* BEGIN *

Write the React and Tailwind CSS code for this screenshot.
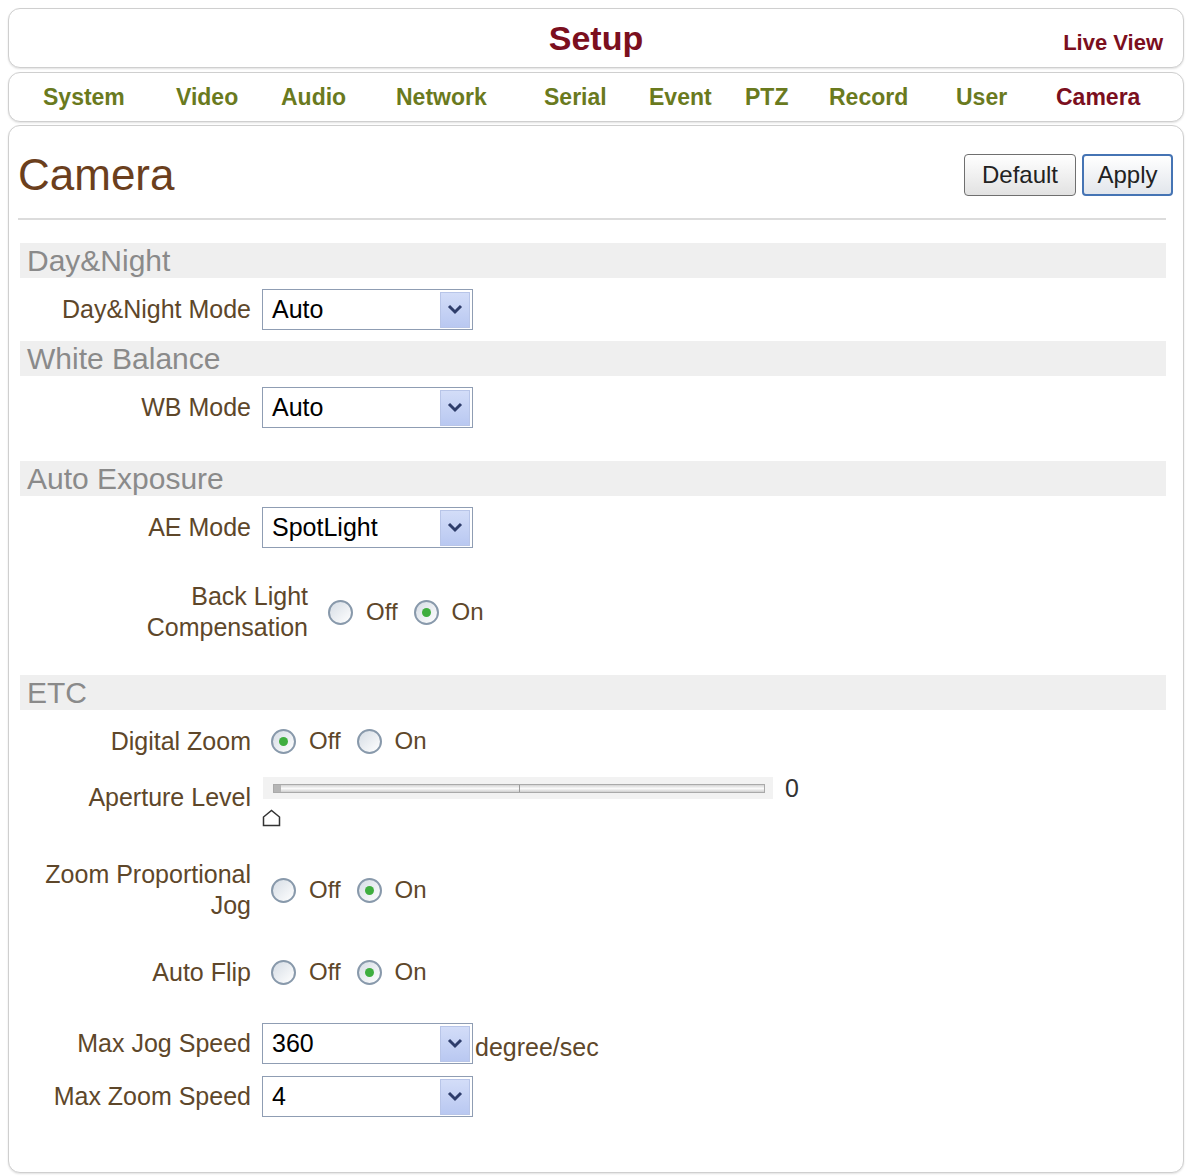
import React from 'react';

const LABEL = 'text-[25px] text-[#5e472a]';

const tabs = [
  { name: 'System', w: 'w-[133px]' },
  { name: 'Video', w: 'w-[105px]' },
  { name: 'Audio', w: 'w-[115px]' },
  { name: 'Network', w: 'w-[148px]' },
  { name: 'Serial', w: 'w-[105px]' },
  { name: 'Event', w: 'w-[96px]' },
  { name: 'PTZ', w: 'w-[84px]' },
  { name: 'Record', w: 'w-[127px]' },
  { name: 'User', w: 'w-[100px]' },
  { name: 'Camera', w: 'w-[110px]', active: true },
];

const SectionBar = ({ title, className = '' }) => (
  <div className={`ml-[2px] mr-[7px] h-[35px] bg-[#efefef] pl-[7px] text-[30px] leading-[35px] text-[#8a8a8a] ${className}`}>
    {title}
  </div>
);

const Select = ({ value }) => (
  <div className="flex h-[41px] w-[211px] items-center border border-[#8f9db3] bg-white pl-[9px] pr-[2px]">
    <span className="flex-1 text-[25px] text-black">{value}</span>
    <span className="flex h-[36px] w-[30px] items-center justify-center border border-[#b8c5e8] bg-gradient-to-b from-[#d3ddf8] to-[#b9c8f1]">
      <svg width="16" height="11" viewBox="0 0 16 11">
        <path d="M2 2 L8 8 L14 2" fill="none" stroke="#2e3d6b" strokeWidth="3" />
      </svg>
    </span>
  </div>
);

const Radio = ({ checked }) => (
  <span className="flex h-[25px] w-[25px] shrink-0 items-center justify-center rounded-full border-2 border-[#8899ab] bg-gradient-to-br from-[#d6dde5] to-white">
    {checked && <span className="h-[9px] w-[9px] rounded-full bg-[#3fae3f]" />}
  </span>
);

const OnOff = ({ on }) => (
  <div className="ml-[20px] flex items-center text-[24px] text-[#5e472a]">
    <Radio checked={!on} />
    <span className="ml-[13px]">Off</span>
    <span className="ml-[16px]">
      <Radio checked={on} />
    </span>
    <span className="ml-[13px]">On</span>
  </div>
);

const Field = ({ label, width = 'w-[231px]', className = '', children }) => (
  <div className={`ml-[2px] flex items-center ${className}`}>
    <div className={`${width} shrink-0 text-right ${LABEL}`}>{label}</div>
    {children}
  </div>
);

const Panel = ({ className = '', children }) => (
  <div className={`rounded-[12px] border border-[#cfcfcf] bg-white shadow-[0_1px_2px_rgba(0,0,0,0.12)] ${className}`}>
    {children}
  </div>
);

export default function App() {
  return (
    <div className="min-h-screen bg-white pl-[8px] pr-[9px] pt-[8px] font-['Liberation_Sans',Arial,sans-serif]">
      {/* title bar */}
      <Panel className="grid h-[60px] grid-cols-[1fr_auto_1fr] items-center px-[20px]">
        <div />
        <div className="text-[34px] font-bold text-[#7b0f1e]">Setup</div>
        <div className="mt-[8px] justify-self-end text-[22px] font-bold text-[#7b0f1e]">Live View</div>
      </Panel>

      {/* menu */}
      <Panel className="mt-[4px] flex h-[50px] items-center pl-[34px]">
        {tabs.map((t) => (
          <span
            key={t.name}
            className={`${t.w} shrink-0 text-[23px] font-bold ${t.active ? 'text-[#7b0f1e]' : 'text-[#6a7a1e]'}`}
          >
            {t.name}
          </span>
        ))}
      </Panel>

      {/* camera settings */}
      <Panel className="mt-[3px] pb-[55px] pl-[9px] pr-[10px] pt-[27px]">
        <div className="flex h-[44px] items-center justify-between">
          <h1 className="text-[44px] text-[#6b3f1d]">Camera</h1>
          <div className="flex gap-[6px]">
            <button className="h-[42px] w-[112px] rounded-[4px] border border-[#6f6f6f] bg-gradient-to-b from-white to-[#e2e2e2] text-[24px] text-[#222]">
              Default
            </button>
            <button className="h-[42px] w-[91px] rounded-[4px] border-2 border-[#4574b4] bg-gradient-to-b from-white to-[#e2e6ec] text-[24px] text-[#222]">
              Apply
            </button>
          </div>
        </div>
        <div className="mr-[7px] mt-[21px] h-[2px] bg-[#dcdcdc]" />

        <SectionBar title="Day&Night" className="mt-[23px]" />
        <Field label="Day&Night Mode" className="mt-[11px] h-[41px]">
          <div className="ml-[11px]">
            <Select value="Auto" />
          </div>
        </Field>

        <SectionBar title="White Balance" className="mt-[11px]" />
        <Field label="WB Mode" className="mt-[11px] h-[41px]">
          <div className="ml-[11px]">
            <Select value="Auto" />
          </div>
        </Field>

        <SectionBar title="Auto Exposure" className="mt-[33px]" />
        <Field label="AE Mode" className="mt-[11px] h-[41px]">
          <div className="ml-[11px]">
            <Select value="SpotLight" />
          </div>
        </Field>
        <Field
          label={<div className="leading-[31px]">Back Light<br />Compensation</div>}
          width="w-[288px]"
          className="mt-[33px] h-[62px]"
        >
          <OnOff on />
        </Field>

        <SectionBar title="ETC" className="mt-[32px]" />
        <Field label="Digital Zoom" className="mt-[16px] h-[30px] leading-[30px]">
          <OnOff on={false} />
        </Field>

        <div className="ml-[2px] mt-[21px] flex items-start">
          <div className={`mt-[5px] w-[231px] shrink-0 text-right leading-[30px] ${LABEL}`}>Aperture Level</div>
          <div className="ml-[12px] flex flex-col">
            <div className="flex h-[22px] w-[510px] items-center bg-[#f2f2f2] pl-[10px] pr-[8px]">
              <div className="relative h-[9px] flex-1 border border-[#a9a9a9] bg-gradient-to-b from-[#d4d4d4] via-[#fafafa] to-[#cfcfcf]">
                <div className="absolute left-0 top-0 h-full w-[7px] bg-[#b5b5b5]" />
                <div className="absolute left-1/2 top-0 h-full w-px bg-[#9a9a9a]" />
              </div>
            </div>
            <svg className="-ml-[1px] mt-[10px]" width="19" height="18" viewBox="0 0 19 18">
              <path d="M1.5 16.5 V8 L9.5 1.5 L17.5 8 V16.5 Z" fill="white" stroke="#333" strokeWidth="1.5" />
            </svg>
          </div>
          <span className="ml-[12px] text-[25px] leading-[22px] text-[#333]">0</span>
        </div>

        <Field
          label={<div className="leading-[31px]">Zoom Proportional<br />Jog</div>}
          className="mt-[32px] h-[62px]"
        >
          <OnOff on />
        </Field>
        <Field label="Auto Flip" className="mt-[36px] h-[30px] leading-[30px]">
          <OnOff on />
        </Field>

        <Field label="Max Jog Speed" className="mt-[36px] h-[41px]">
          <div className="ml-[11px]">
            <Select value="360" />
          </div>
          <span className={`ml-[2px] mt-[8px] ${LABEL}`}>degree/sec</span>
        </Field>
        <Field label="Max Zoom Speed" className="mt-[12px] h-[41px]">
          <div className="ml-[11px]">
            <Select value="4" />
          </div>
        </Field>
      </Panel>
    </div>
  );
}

* END *

DESCRIPTION OF THE TASK
Repeat verbatim all the material, but not the pictures.

THE ANSWER
Write the React and Tailwind CSS code for this screenshot.
import React from 'react';

const LABEL = 'text-[25px] text-[#5e472a]';

const tabs = [
  { name: 'System', w: 'w-[133px]' },
  { name: 'Video', w: 'w-[105px]' },
  { name: 'Audio', w: 'w-[115px]' },
  { name: 'Network', w: 'w-[148px]' },
  { name: 'Serial', w: 'w-[105px]' },
  { name: 'Event', w: 'w-[96px]' },
  { name: 'PTZ', w: 'w-[84px]' },
  { name: 'Record', w: 'w-[127px]' },
  { name: 'User', w: 'w-[100px]' },
  { name: 'Camera', w: 'w-[110px]', active: true },
];

const SectionBar = ({ title, className = '' }) => (
  <div className={`ml-[2px] mr-[7px] h-[35px] bg-[#efefef] pl-[7px] text-[30px] leading-[35px] text-[#8a8a8a] ${className}`}>
    {title}
  </div>
);

const Select = ({ value }) => (
  <div className="flex h-[41px] w-[211px] items-center border border-[#8f9db3] bg-white pl-[9px] pr-[2px]">
    <span className="flex-1 text-[25px] text-black">{value}</span>
    <span className="flex h-[36px] w-[30px] items-center justify-center border border-[#b8c5e8] bg-gradient-to-b from-[#d3ddf8] to-[#b9c8f1]">
      <svg width="16" height="11" viewBox="0 0 16 11">
        <path d="M2 2 L8 8 L14 2" fill="none" stroke="#2e3d6b" strokeWidth="3" />
      </svg>
    </span>
  </div>
);

const Radio = ({ checked }) => (
  <span className="flex h-[25px] w-[25px] shrink-0 items-center justify-center rounded-full border-2 border-[#8899ab] bg-gradient-to-br from-[#d6dde5] to-white">
    {checked && <span className="h-[9px] w-[9px] rounded-full bg-[#3fae3f]" />}
  </span>
);

const OnOff = ({ on }) => (
  <div className="ml-[20px] flex items-center text-[24px] text-[#5e472a]">
    <Radio checked={!on} />
    <span className="ml-[13px]">Off</span>
    <span className="ml-[16px]">
      <Radio checked={on} />
    </span>
    <span className="ml-[13px]">On</span>
  </div>
);

const Field = ({ label, width = 'w-[231px]', className = '', children }) => (
  <div className={`ml-[2px] flex items-center ${className}`}>
    <div className={`${width} shrink-0 text-right ${LABEL}`}>{label}</div>
    {children}
  </div>
);

const Panel = ({ className = '', children }) => (
  <div className={`rounded-[12px] border border-[#cfcfcf] bg-white shadow-[0_1px_2px_rgba(0,0,0,0.12)] ${className}`}>
    {children}
  </div>
);

export default function App() {
  return (
    <div className="min-h-screen bg-white pl-[8px] pr-[9px] pt-[8px] font-['Liberation_Sans',Arial,sans-serif]">
      {/* title bar */}
      <Panel className="grid h-[60px] grid-cols-[1fr_auto_1fr] items-center px-[20px]">
        <div />
        <div className="text-[34px] font-bold text-[#7b0f1e]">Setup</div>
        <div className="mt-[8px] justify-self-end text-[22px] font-bold text-[#7b0f1e]">Live View</div>
      </Panel>

      {/* menu */}
      <Panel className="mt-[4px] flex h-[50px] items-center pl-[34px]">
        {tabs.map((t) => (
          <span
            key={t.name}
            className={`${t.w} shrink-0 text-[23px] font-bold ${t.active ? 'text-[#7b0f1e]' : 'text-[#6a7a1e]'}`}
          >
            {t.name}
          </span>
        ))}
      </Panel>

      {/* camera settings */}
      <Panel className="mt-[3px] pb-[55px] pl-[9px] pr-[10px] pt-[27px]">
        <div className="flex h-[44px] items-center justify-between">
          <h1 className="text-[44px] text-[#6b3f1d]">Camera</h1>
          <div className="flex gap-[6px]">
            <button className="h-[42px] w-[112px] rounded-[4px] border border-[#6f6f6f] bg-gradient-to-b from-white to-[#e2e2e2] text-[24px] text-[#222]">
              Default
            </button>
            <button className="h-[42px] w-[91px] rounded-[4px] border-2 border-[#4574b4] bg-gradient-to-b from-white to-[#e2e6ec] text-[24px] text-[#222]">
              Apply
            </button>
          </div>
        </div>
        <div className="mr-[7px] mt-[21px] h-[2px] bg-[#dcdcdc]" />

        <SectionBar title="Day&Night" className="mt-[23px]" />
        <Field label="Day&Night Mode" className="mt-[11px] h-[41px]">
          <div className="ml-[11px]">
            <Select value="Auto" />
          </div>
        </Field>

        <SectionBar title="White Balance" className="mt-[11px]" />
        <Field label="WB Mode" className="mt-[11px] h-[41px]">
          <div className="ml-[11px]">
            <Select value="Auto" />
          </div>
        </Field>

        <SectionBar title="Auto Exposure" className="mt-[33px]" />
        <Field label="AE Mode" className="mt-[11px] h-[41px]">
          <div className="ml-[11px]">
            <Select value="SpotLight" />
          </div>
        </Field>
        <Field
          label={<div className="leading-[31px]">Back Light<br />Compensation</div>}
          width="w-[288px]"
          className="mt-[33px] h-[62px]"
        >
          <OnOff on />
        </Field>

        <SectionBar title="ETC" className="mt-[32px]" />
        <Field label="Digital Zoom" className="mt-[16px] h-[30px] leading-[30px]">
          <OnOff on={false} />
        </Field>

        <div className="ml-[2px] mt-[21px] flex items-start">
          <div className={`mt-[5px] w-[231px] shrink-0 text-right leading-[30px] ${LABEL}`}>Aperture Level</div>
          <div className="ml-[12px] flex flex-col">
            <div className="flex h-[22px] w-[510px] items-center bg-[#f2f2f2] pl-[10px] pr-[8px]">
              <div className="relative h-[9px] flex-1 border border-[#a9a9a9] bg-gradient-to-b from-[#d4d4d4] via-[#fafafa] to-[#cfcfcf]">
                <div className="absolute left-0 top-0 h-full w-[7px] bg-[#b5b5b5]" />
                <div className="absolute left-1/2 top-0 h-full w-px bg-[#9a9a9a]" />
              </div>
            </div>
            <svg className="-ml-[1px] mt-[10px]" width="19" height="18" viewBox="0 0 19 18">
              <path d="M1.5 16.5 V8 L9.5 1.5 L17.5 8 V16.5 Z" fill="white" stroke="#333" strokeWidth="1.5" />
            </svg>
          </div>
          <span className="ml-[12px] text-[25px] leading-[22px] text-[#333]">0</span>
        </div>

        <Field
          label={<div className="leading-[31px]">Zoom Proportional<br />Jog</div>}
          className="mt-[32px] h-[62px]"
        >
          <OnOff on />
        </Field>
        <Field label="Auto Flip" className="mt-[36px] h-[30px] leading-[30px]">
          <OnOff on />
        </Field>

        <Field label="Max Jog Speed" className="mt-[36px] h-[41px]">
          <div className="ml-[11px]">
            <Select value="360" />
          </div>
          <span className={`ml-[2px] mt-[8px] ${LABEL}`}>degree/sec</span>
        </Field>
        <Field label="Max Zoom Speed" className="mt-[12px] h-[41px]">
          <div className="ml-[11px]">
            <Select value="4" />
          </div>
        </Field>
      </Panel>
    </div>
  );
}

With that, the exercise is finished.